So I have a AP Lit Paper due tomorrow (yea, I have been procrastinating quite a bit) and I am having a little bit of trouble.

The prompt is: "Trace a single image that recurs throughout many of William Blake's Songs of Innoncence & Experience, analyzing the variety of ways that Blake manipulates the image in order to communicate the primary themes and ideas found in the Songs.

The image I chose was childhood/innocence. My writing tends to be very weak and vague, and I've been trying to strengthen my skills. I have all but 2 sources in my paper at the moment. I would really appreciate if any of you could give me some ideas on how to make my essay strong as in word usage and such. My introduction and conclusion are my weakest points.

My essay so far:

-----By utilizing repetitive imagery throughout many of his poems from Songs of Innocence and Songs of Experience, Blake creates different images of childhood to represent the underlying innocence everyone starts off with, how people are better off with God, and the flaws in a society. Blake writes many of these poems from the point of view of a child, or about a child, to draw more sympathy from the reader and create a better understanding of the complete naivety felt by these children in their youth. Repetitive imagery is what makes this ostensible, as Blake makes these three points by incorporating an image or characteristic of child-like naivety into many of his poems, bringing the reader's attention back to his main point of society's corruption, and how it destroys innocence and child-like wonder.

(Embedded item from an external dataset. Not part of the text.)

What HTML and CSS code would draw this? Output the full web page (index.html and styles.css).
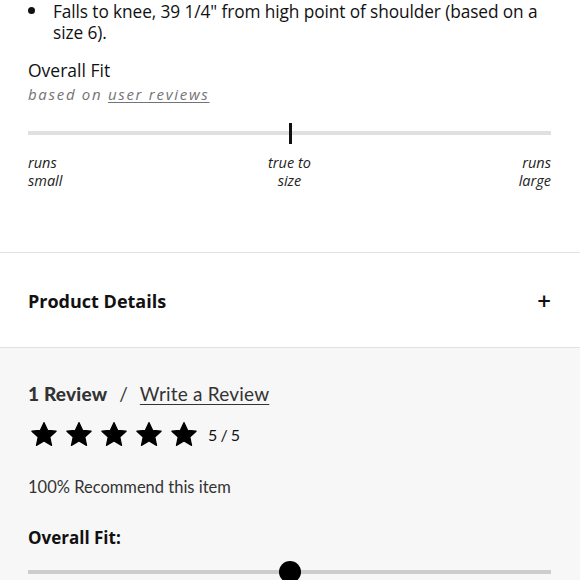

-----Blake exaggerates how the flawed and failing society can be the cause of taking away the initial happiness and wonder that people are born with. Both of Blake's poems titled, Holy Thursday, provide a look at how the society is ignorant about the children who are suffering and away from freedom. The version from Songs of Innocence describes the children as being cheerful and optimistic. They are portrayed as behaving well, as they are on their way to church on a holy day. They are dressed up nicely "red and blue and green," so readers don't imagine that the children are actually poor and homeless. The children seem happy, especially because they are seated with "radiance," which can be perceived that they are glowing with joy. All of the children start to sing and it is described as 'harmonious' and this also adds to the optimism of the poem. In reality, however, these children are suffering, which is portrayed by version from Songs of Experience, where the children are "reduc'd to misery," which explains how they were forced to do labor, away from freedom, losing their innocence. Because these children are obliged to work instead enjoying their childhood, they have no choice but to become adults at such a young age. These kinds of formalities, and adults imposing societies rules on children, are what steals the innocence from children, as according to Robert F. Gleckner, in the "state of innocence there is, or ought to be, no discipline, no regimentation, no marching, no uniforms, and no guardians-merely free, uninhibited, irresponsible, thoughtless play," (536). Blake suggests with these images of childlike joy that society is corrupted, and would be better off without all the strict rules and regulations, as children are always happier and more carefree in their world without rules.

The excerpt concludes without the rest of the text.